- Work to complete
Transcribe the material verbatim in full; the pictures do not belong in the copy.

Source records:
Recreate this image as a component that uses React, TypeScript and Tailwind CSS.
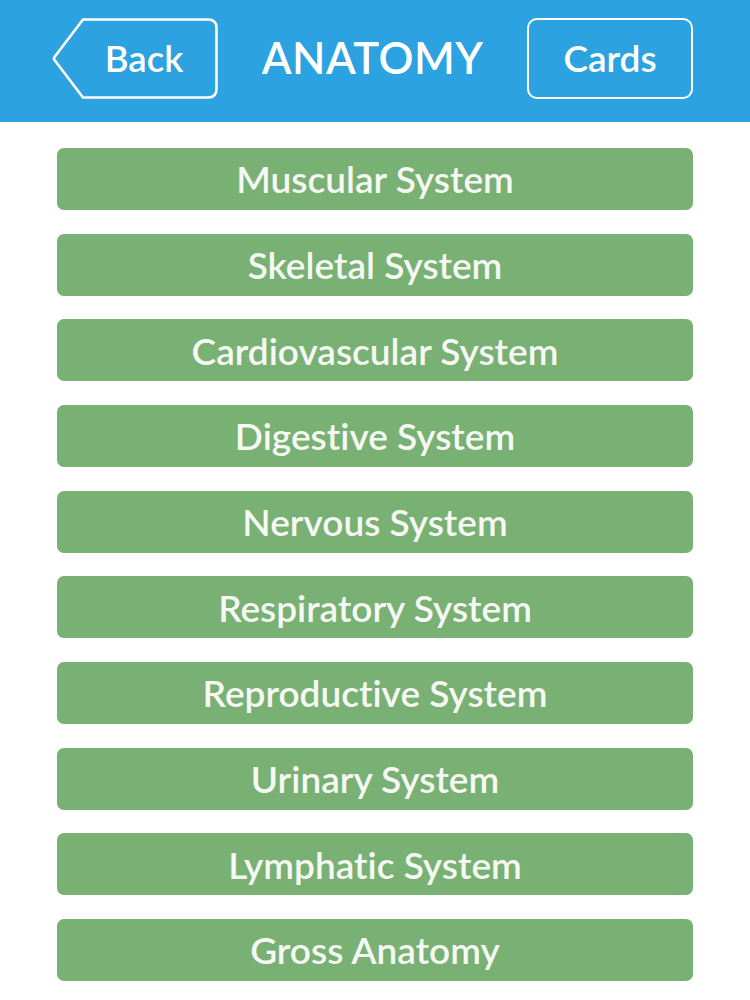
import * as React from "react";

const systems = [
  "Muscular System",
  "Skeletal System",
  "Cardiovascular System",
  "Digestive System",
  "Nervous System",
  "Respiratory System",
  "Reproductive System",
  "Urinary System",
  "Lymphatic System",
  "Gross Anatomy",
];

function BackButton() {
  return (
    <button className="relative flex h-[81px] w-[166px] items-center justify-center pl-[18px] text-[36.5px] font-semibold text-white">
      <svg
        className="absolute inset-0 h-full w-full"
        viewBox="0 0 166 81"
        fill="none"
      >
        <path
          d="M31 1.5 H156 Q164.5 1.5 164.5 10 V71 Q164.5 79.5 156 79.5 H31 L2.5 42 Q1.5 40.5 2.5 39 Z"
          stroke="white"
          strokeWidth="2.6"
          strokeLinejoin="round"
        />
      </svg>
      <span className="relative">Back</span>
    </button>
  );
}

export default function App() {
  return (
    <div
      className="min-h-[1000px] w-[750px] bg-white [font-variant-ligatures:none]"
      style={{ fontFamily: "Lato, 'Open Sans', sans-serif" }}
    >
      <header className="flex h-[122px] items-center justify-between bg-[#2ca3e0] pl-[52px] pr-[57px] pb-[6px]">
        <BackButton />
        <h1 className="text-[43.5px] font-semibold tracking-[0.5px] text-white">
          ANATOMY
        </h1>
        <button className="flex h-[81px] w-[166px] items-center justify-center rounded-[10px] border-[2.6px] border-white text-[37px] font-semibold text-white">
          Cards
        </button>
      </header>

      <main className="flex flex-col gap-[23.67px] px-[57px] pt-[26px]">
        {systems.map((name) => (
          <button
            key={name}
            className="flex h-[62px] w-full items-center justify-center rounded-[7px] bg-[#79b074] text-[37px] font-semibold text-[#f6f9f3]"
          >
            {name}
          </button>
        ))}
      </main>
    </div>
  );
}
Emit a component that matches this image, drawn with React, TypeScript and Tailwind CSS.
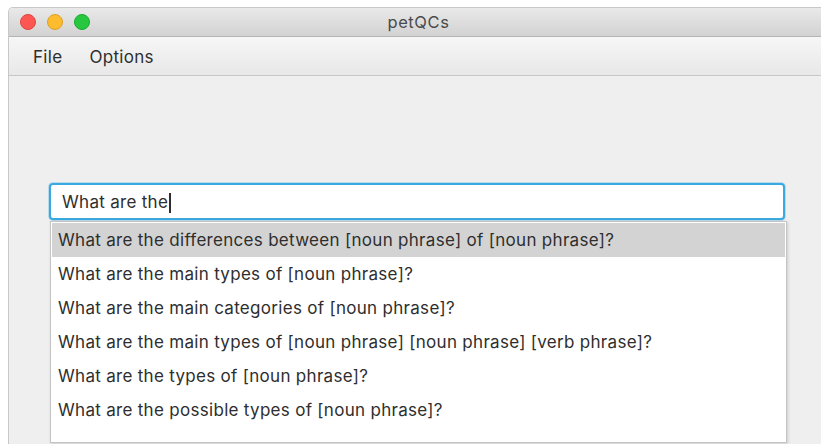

- Reply
Recreate this image as a component that uses React, TypeScript and Tailwind CSS.
import * as React from "react";

const systems = [
  "Muscular System",
  "Skeletal System",
  "Cardiovascular System",
  "Digestive System",
  "Nervous System",
  "Respiratory System",
  "Reproductive System",
  "Urinary System",
  "Lymphatic System",
  "Gross Anatomy",
];

function BackButton() {
  return (
    <button className="relative flex h-[81px] w-[166px] items-center justify-center pl-[18px] text-[36.5px] font-semibold text-white">
      <svg
        className="absolute inset-0 h-full w-full"
        viewBox="0 0 166 81"
        fill="none"
      >
        <path
          d="M31 1.5 H156 Q164.5 1.5 164.5 10 V71 Q164.5 79.5 156 79.5 H31 L2.5 42 Q1.5 40.5 2.5 39 Z"
          stroke="white"
          strokeWidth="2.6"
          strokeLinejoin="round"
        />
      </svg>
      <span className="relative">Back</span>
    </button>
  );
}

export default function App() {
  return (
    <div
      className="min-h-[1000px] w-[750px] bg-white [font-variant-ligatures:none]"
      style={{ fontFamily: "Lato, 'Open Sans', sans-serif" }}
    >
      <header className="flex h-[122px] items-center justify-between bg-[#2ca3e0] pl-[52px] pr-[57px] pb-[6px]">
        <BackButton />
        <h1 className="text-[43.5px] font-semibold tracking-[0.5px] text-white">
          ANATOMY
        </h1>
        <button className="flex h-[81px] w-[166px] items-center justify-center rounded-[10px] border-[2.6px] border-white text-[37px] font-semibold text-white">
          Cards
        </button>
      </header>

      <main className="flex flex-col gap-[23.67px] px-[57px] pt-[26px]">
        {systems.map((name) => (
          <button
            key={name}
            className="flex h-[62px] w-full items-center justify-center rounded-[7px] bg-[#79b074] text-[37px] font-semibold text-[#f6f9f3]"
          >
            {name}
          </button>
        ))}
      </main>
    </div>
  );
}
Emit a component that matches this image, drawn with React, TypeScript and Tailwind CSS.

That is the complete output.